Developing an effective Schedule

You are currently viewing Developing an effective Schedule

Once the scope is completed or, in some cases, if the scope and schedule are being prepared concurrently, we need to detail the timeline as thoroughly as the scope, even though it may be easier to lump tasks together into one large activity, such as prepare project documentation. It is best to divide something as labor-intensive as preparing documentation by its steps, such as research, analysis, validation, and so on. Though it may seem a more than necessary laborious task, the idea is that you can best monitor how you spend your time on a project and whether or not you estimated correctly. If so, then you can use the same approach for the following project. If the estimated time per task is not accurate, you can make the necessary adjustments in the future.

Developing an effective Schedule

To monitor how you are spending your time on a project, as described above, it is essential to either fill out a coded timesheet with each activity and sub-activity. For example:

ACTIVITY                   MONDAY       TUESDAY      WEDNESDAY                       THURSDAY               FRIDAY

Research                      8 hrs                 6 hrs

Analysis                                                 2 hrs                  6 hrs                           4 hrs

Validation                                                                                                            4 hrs                      4 hrs

Not only will tracking your hours spent demonstrate if your estimating assumptions were correct, but you will also find out if you are on track for finishing the work on time. In other words, as in the example above, if you were supposed to finish the analysis on Wednesday, but did not do so until Thursday, then there is obviously a slip in the timeline. Additionally, we will talk about this in an article related to cost; the number of hours spent will also determine whether you are below, at, or above cost targets. For example, if you had allocated 10 hours for “Analysis” and you have spent 12 hours on this task, as the table above shows, then you are also over budget.

Another important part of an effective schedule is the intermittent milestones.

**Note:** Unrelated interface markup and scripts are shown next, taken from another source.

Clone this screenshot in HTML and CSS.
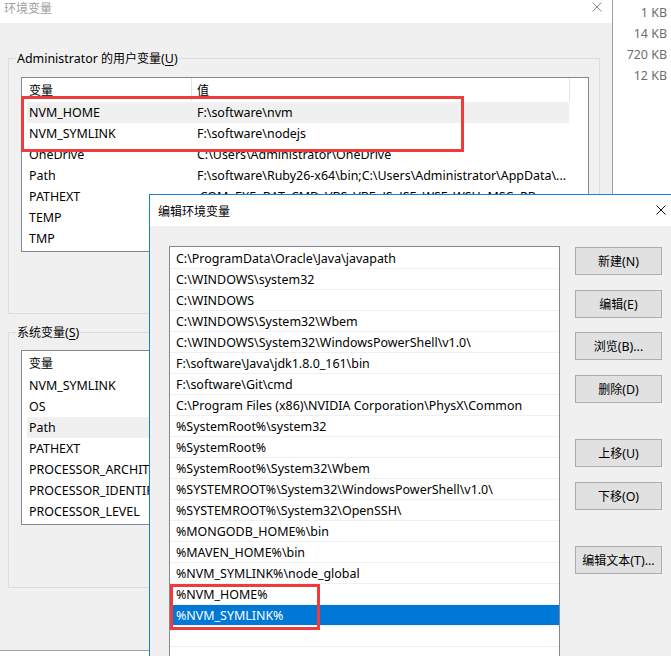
FILE: index.html
```html
<!DOCTYPE html>
<html lang="zh-CN">
<head>
<meta charset="utf-8">
<title>环境变量</title>
<link rel="stylesheet" href="styles.css">
</head>
<body>
<div class="desktop">
  <div class="explorer">
    <div>1 KB</div>
    <div>14 KB</div>
    <div>720 KB</div>
    <div>12 KB</div>
  </div>

  <div class="win bg">
    <div class="titlebar">
      <span class="title zh">环境变量</span>
      <svg class="close" width="10" height="10" viewBox="0 0 10 10"><path d="M0.5 0.5L9.5 9.5M9.5 0.5L0.5 9.5"/></svg>
    </div>
    <div class="winbody">
      <div class="group">
        <div class="group-label">Administrator <span class="zh">的用户变量</span>(<u>U</u>)</div>
        <div class="listview">
          <div class="lv-head"><div class="h1"><span class="zh">变量</span></div><div class="h2"><span class="zh">值</span></div></div>
          <div class="lv-row hot"><div class="c1">NVM_HOME</div><div class="c2">F:\software\nvm</div></div>
          <div class="lv-row"><div class="c1">NVM_SYMLINK</div><div class="c2">F:\software\nodejs</div></div>
          <div class="lv-row"><div class="c1">OneDrive</div><div class="c2">C:\Users\Administrator\OneDrive</div></div>
          <div class="lv-row"><div class="c1">Path</div><div class="c2">F:\software\Ruby26-x64\bin;C:\Users\Administrator\AppData\...</div></div>
          <div class="lv-row"><div class="c1">PATHEXT</div><div class="c2">.COM;.EXE;.BAT;.CMD;.VBS;.VBE;.JS;.JSE;.WSF;.WSH;.MSC;.RB</div></div>
          <div class="lv-row"><div class="c1">TEMP</div><div class="c2"></div></div>
          <div class="lv-row"><div class="c1">TMP</div><div class="c2"></div></div>
        </div>
      </div>
      <div class="group g2">
        <div class="group-label"><span class="zh">系统变量</span>(<u>S</u>)</div>
        <div class="listview">
          <div class="lv-head"><div class="h1"><span class="zh">变量</span></div><div class="h2"><span class="zh">值</span></div></div>
          <div class="lv-row"><div class="c1">NVM_SYMLINK</div><div class="c2"></div></div>
          <div class="lv-row"><div class="c1">OS</div><div class="c2"></div></div>
          <div class="lv-row hot"><div class="c1">Path</div><div class="c2"></div></div>
          <div class="lv-row"><div class="c1">PATHEXT</div><div class="c2"></div></div>
          <div class="lv-row"><div class="c1">PROCESSOR_ARCHITECTURE</div><div class="c2"></div></div>
          <div class="lv-row"><div class="c1">PROCESSOR_IDENTIFIER</div><div class="c2"></div></div>
          <div class="lv-row"><div class="c1">PROCESSOR_LEVEL</div><div class="c2"></div></div>
        </div>
      </div>
    </div>
  </div>

  <div class="win dlg">
    <div class="titlebar">
      <span class="title zh">编辑环境变量</span>
      <svg class="close" width="10" height="10" viewBox="0 0 10 10"><path d="M0.5 0.5L9.5 9.5M9.5 0.5L0.5 9.5"/></svg>
    </div>
    <div class="dlgbody">
      <div class="pathlist">
        <div class="item">C:\ProgramData\Oracle\Java\javapath</div>
        <div class="item">C:\WINDOWS\system32</div>
        <div class="item">C:\WINDOWS</div>
        <div class="item">C:\WINDOWS\System32\Wbem</div>
        <div class="item">C:\WINDOWS\System32\WindowsPowerShell\v1.0\</div>
        <div class="item">F:\software\Java\jdk1.8.0_161\bin</div>
        <div class="item">F:\software\Git\cmd</div>
        <div class="item">C:\Program Files (x86)\NVIDIA Corporation\PhysX\Common</div>
        <div class="item">%SystemRoot%\system32</div>
        <div class="item">%SystemRoot%</div>
        <div class="item">%SystemRoot%\System32\Wbem</div>
        <div class="item">%SYSTEMROOT%\System32\WindowsPowerShell\v1.0\</div>
        <div class="item">%SYSTEMROOT%\System32\OpenSSH\</div>
        <div class="item">%MONGODB_HOME%\bin</div>
        <div class="item">%MAVEN_HOME%\bin</div>
        <div class="item">%NVM_SYMLINK%\node_global</div>
        <div class="item">%NVM_HOME%</div>
        <div class="item sel">%NVM_SYMLINK%</div>
        <div class="item"></div>
        <div class="item"></div>
      </div>
      <div class="btns">
        <div class="btn"><span class="zh">新建</span>(N)</div>
        <div class="btn"><span class="zh">编辑</span>(E)</div>
        <div class="btn"><span class="zh">浏览</span>(B)...</div>
        <div class="btn"><span class="zh">删除</span>(D)</div>
        <div class="btn gap"><span class="zh">上移</span>(U)</div>
        <div class="btn"><span class="zh">下移</span>(O)</div>
        <div class="btn gap"><span class="zh">编辑文本</span>(T)...</div>
      </div>
    </div>
  </div>

  <div class="mark m1"></div>
  <div class="mark m2"></div>
</div>
</body>
</html>
```

FILE: styles.css
```css
* { box-sizing: border-box; }
html, body { margin: 0; padding: 0; }
body {
  width: 671px;
  height: 656px;
  overflow: hidden;
  background: #fff;
  color: #000;
  font-family: "Noto Sans", "Noto Sans CJK SC", sans-serif;
  font-size: 12.45px;
}
.zh { font-family: "Noto Sans CJK SC", sans-serif; font-size: 12px; }
u { text-decoration-thickness: 1px; text-underline-offset: 2px; }

.desktop { position: relative; width: 671px; height: 656px; overflow: hidden; }

/* explorer column behind */
.explorer {
  position: absolute;
  left: 613px;
  top: 0;
  width: 58px;
  padding-top: 2px;
  padding-right: 4px;
  text-align: right;
  color: #6d6d6d;
  line-height: 21px;
}

/* background window */
.bg {
  position: absolute;
  left: 0;
  top: 0;
  width: 613px;
  height: 651px;
  background: #f0f0f0;
  border-right: 1px solid #a0a0a0;
  border-bottom: 1px solid #a0a0a0;
}
.bg .titlebar {
  height: 23px;
  background: #fff;
  display: flex;
  justify-content: space-between;
  align-items: flex-start;
  padding: 0 10px 0 4px;
}
.bg .title { color: #a0a0a0; line-height: 15px; }
.close { fill: none; stroke-width: 1; }
.bg .close { margin-top: 2px; stroke: #8a8a8a; }

.winbody { padding: 35px 0 0 8px; }
.group {
  position: relative;
  width: 592px;
  height: 256px;
  border: 1px solid #dcdcdc;
  padding: 18px 10px 0 12px;
}
.group + .group { margin-top: 18px; }
.g2 { padding-top: 17px; }
.group-label {
  position: absolute;
  left: 7px;
  top: -9px;
  line-height: 16px;
  padding: 0 1px;
  background: #f0f0f0;
  white-space: nowrap;
}

.listview {
  width: 568px;
  height: 175px;
  background: #fff;
  border: 1px solid #828790;
  overflow: hidden;
}
.lv-head { display: flex; height: 24px; }
.lv-head .h1, .lv-head .h2 { height: 23px; line-height: 23px; border-right: 1px solid #e5e5e5; }
.lv-head .h1 { width: 170px; padding-left: 7px; }
.lv-head .h2 { width: 378px; padding-left: 5px; }
.lv-row {
  display: grid;
  grid-template-columns: 165px 377px;
  width: 542px;
  margin-left: 5px;
  height: 21px;
  line-height: 21px;
}
.lv-row > div { white-space: nowrap; overflow: hidden; }
.lv-row .c1 { padding-left: 2px; }
.lv-row .c2 { padding-left: 5px; }
.lv-row.hot { background: #f0f0f0; }

/* foreground dialog */
.dlg {
  position: absolute;
  left: 149px;
  top: 194px;
  width: 530px;
  height: 470px;
  background: #f0f0f0;
  border: 1px solid #1a80d6;
}
.dlg .titlebar {
  height: 31px;
  background: #fff;
  display: flex;
  justify-content: space-between;
  align-items: center;
  padding: 0 12px 0 8px;
}
.dlg .close { stroke: #111; margin-bottom: 2px; }
.dlgbody { display: flex; gap: 15px; padding: 20px 0 0 19px; }
.pathlist {
  width: 391px;
  height: 430px;
  background: #fff;
  border: 1px solid #828790;
  padding-top: 1px;
  overflow: hidden;
}
.item {
  height: 21px;
  padding-top: 2px;
  line-height: 18px;
  border-bottom: 1px solid #f0f0f0;
  padding-left: 6px;
  white-space: nowrap;
  overflow: hidden;
}
.item.sel { background: #0078d7; color: #fff; }

.btns { display: flex; flex-direction: column; gap: 14.67px; padding-top: 1px; width: 87px; }
.btn {
  height: 28px;
  line-height: 26px;
  text-align: center;
  background: #e1e1e1;
  border: 1px solid #adadad;
  white-space: nowrap;
}
.btn.gap { margin-top: 21.33px; }

/* annotation boxes */
.mark { position: absolute; border: 3px solid #ef3b3b; }
.m1 { left: 21px; top: 96px; width: 443px; height: 56px; }
.m2 { left: 170px; top: 584px; width: 150px; height: 46px; }
```
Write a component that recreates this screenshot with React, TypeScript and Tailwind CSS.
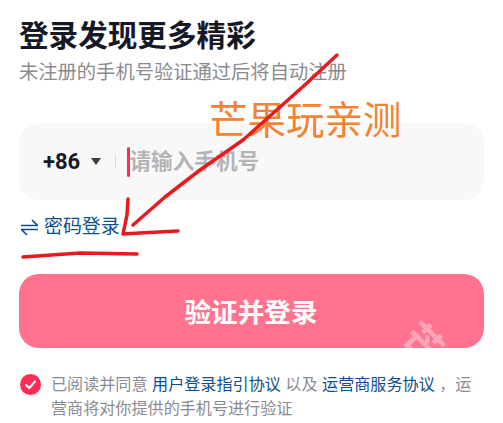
export default function App() {
  return (
    <div className="relative w-[503px] h-[423px] overflow-hidden bg-white px-[19px] pt-[15px] font-['Inter','Noto_Sans_CJK_SC',sans-serif]">
      <h1 className="text-[29.6px] leading-[40px] font-bold text-[#161823]">登录发现更多精彩</h1>
      <p className="mt-[3px] text-[19.3px] leading-[28px] text-[#8a8b91]">未注册的手机号验证通过后将自动注册</p>

      <div className="mt-[37px] flex h-[77px] items-center rounded-[20px] bg-[#f8f8f8] pl-[24px]">
        <span className="w-[37px] font-['Roboto',sans-serif] text-[22px] font-bold text-[#161823]">+86</span>
        <span className="ml-[11px] h-0 w-0 border-x-[5px] border-t-[7px] border-x-transparent border-t-[#3a3a42]" />
        <span className="ml-[14px] h-[15px] w-px bg-[#dddddf]" />
        <span className="ml-[11px] h-[30px] w-[2.5px] rounded-full bg-[#fe2c55]" />
        <span className="text-[21.6px] font-bold text-[#b4b4b6]">请输入手机号</span>
      </div>

      <div className="mt-[15px] flex h-[24px] items-center gap-[6px] pl-[2px] text-[18.9px] text-[#0f4f8d]">
        <svg width="17" height="17" viewBox="0 0 17 17" fill="none" stroke="currentColor" strokeWidth="1.6">
          <path d="M0 6.5H16.5L11 1" />
          <path d="M17 10.5H0.5L6 16" />
        </svg>
        <span>密码登录</span>
      </div>

      <button className="relative mt-[35px] flex h-[74px] w-full items-center justify-center overflow-hidden rounded-[20px] bg-[#ff738f] pt-[3px] text-[26.6px] font-bold text-white">
        <span className="-ml-[1px]">验证并登录</span>
        <span className="absolute left-[385px] top-[50px] rotate-45 text-[38px] leading-none font-bold text-white/40">芒</span>
      </button>

      <div className="mt-[24px] flex items-start gap-[10px] pl-px text-[16.1px] leading-[24px] text-[#8a8b91]">
        <svg className="mt-[2px] shrink-0" width="21" height="21" viewBox="0 0 21 21">
          <circle cx="10.5" cy="10.5" r="10.5" fill="#fe2c55" />
          <path d="M6 11L9.2 14L15 7.5" fill="none" stroke="white" strokeWidth="2.2" strokeLinecap="round" strokeLinejoin="round" />
        </svg>
        <p>
          已阅读并同意 <span className="text-[#0f4f8d]">用户登录指引协议</span> 以及 <span className="text-[#0f4f8d]">运营商服务协议</span> ，运营商将对你提供的手机号进行验证
        </p>
      </div>

      <span className="absolute left-[209px] top-[93px] whitespace-nowrap text-[38.5px] leading-[54px] text-[#f5822f]">芒果玩亲测</span>

      <svg className="absolute left-0 top-0" width="503" height="423" fill="none" stroke="#e8191f" strokeWidth="3.5" strokeLinecap="round" strokeLinejoin="round">
        <path d="M337 55L307 83L243 140L200 170L165 197L133 225" />
        <path d="M128 199L127 215L123 234L140 233L178 231" />
        <path d="M23 257L80 253L137 254" />
      </svg>
    </div>
  );
}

For obvious reasons, it is not advantageous to wait until you are close to the end of a project to determine whether you are on or off target. Yet many teams work in this matter, sometimes hoping to make a push at the end to finish the uncompleted work. A better strategy is to follow or establish pre-determined milestones along the timeline. And these milestones should be in concert with rollout dates, stage gates, project financing, and so on.

As project managers, we know that at the heart of any project are the scope, schedule, and budget. Furthermore, these three components of a project have established baselines, which are directly related to any project’s success. Therefore, the schedule needs to be defined and detailed as the project scope and the budget. Furthermore, the schedule is typically a contractual agreement between buyer and seller and, in some cases, if the agreement is not adhered to, there can be repercussions, such as fines, loss of work, and in extreme cases, lawsuits, should a project delay impact the client/buyer financially.